A FUNDAMENTAL problem with the Government’s free schools policy is the name. It is open to the widest of interpretations.

It is, in essence, a political slogan and much of the debate surrounds what the word ‘free’ means in the UK education context. It obscures the substantive issues.

Supporters of the policy read the ‘free’ in their name as in ‘free from state interference’ and ‘free from bureaucracy’; opponents read it as in ‘free from supervision’, ‘free-for-all’ and ‘free rein for big business or religious extremists’.

Supporters want free schools to have the same freedom as private, independent, schools to teach what they like and employ unqualified teachers if they want. But that is not comparing like with like. The key difference is state funding.

Private schools do not take public money, and are free to fail. Free schools do, and aren’t.
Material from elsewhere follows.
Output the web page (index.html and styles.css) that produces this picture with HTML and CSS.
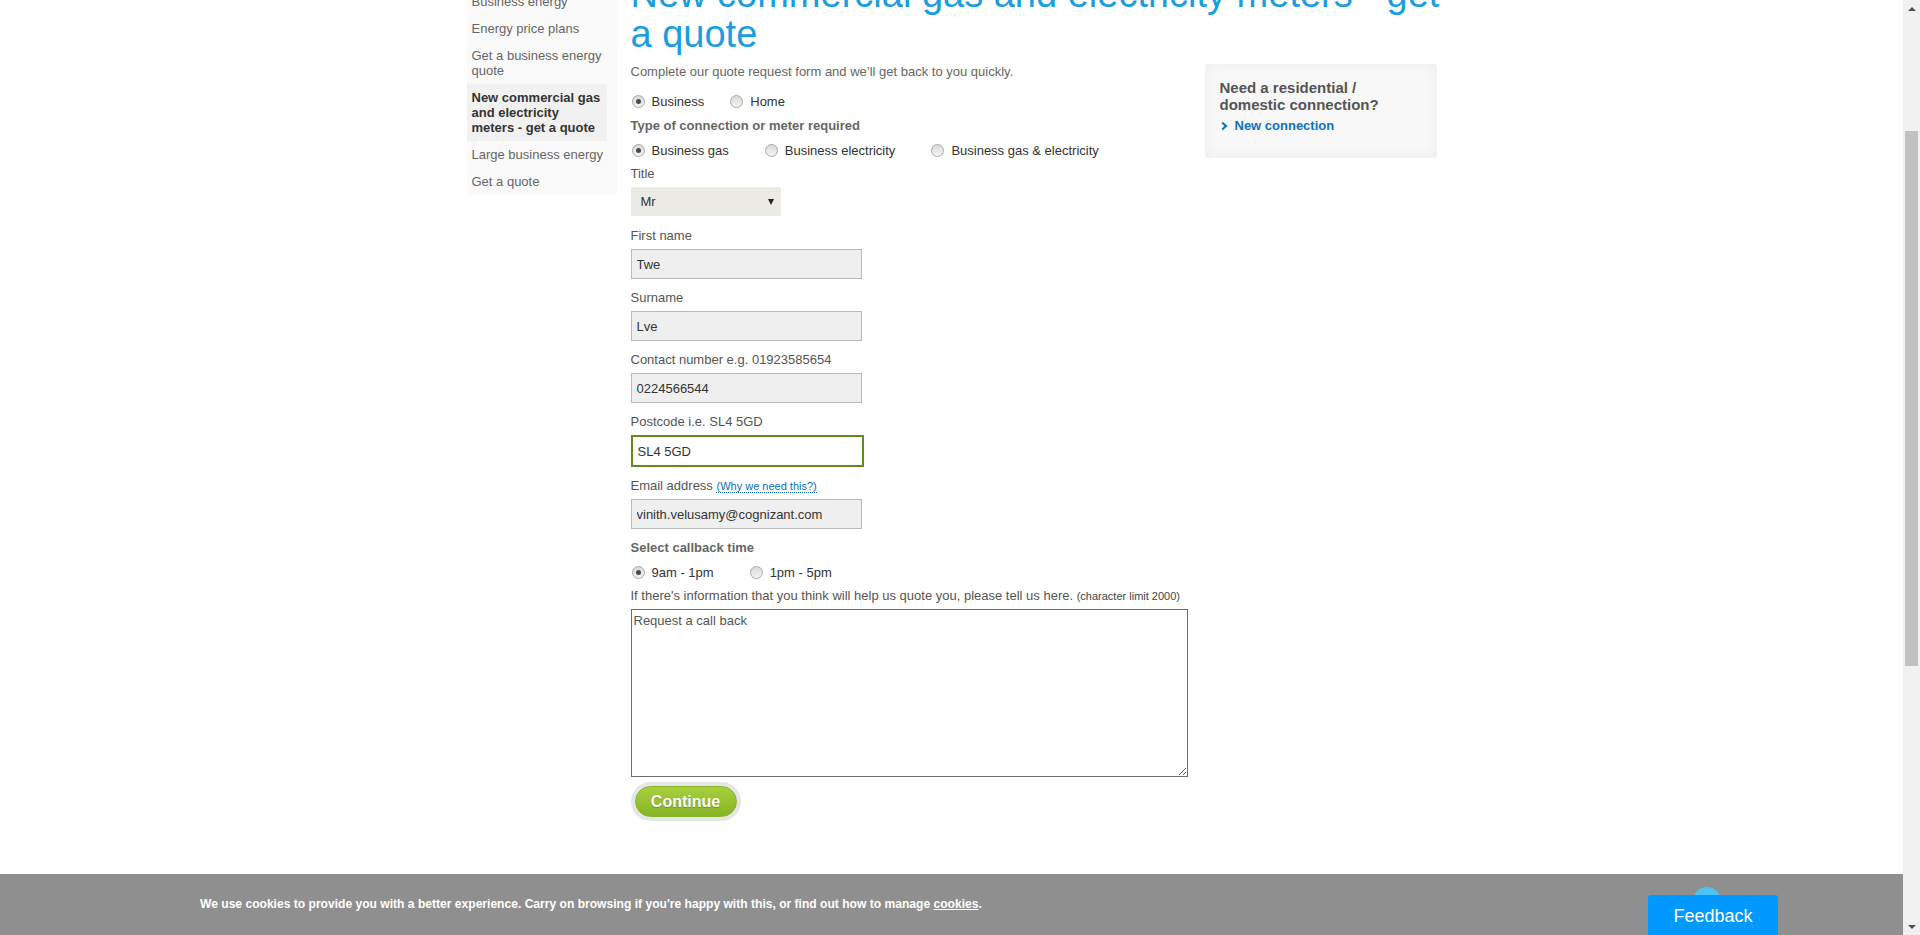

But that doesn’t mean they should be strangled at birth as the teaching unions and some others would wish. The early examples of free schools in this region suggest that they will, so to speak, plug a gap in the education market that the current landscape of local authority-run, semi-detached academies and private independent schools can’t.

Inevitably, the rules that allow for the very creation of free schools will mean there will be disasters that the inspection system is now beginning to throw up. The freedom these new schools enjoy is the freedom to be innovative and to set high standards, but it is also the freedom to fail.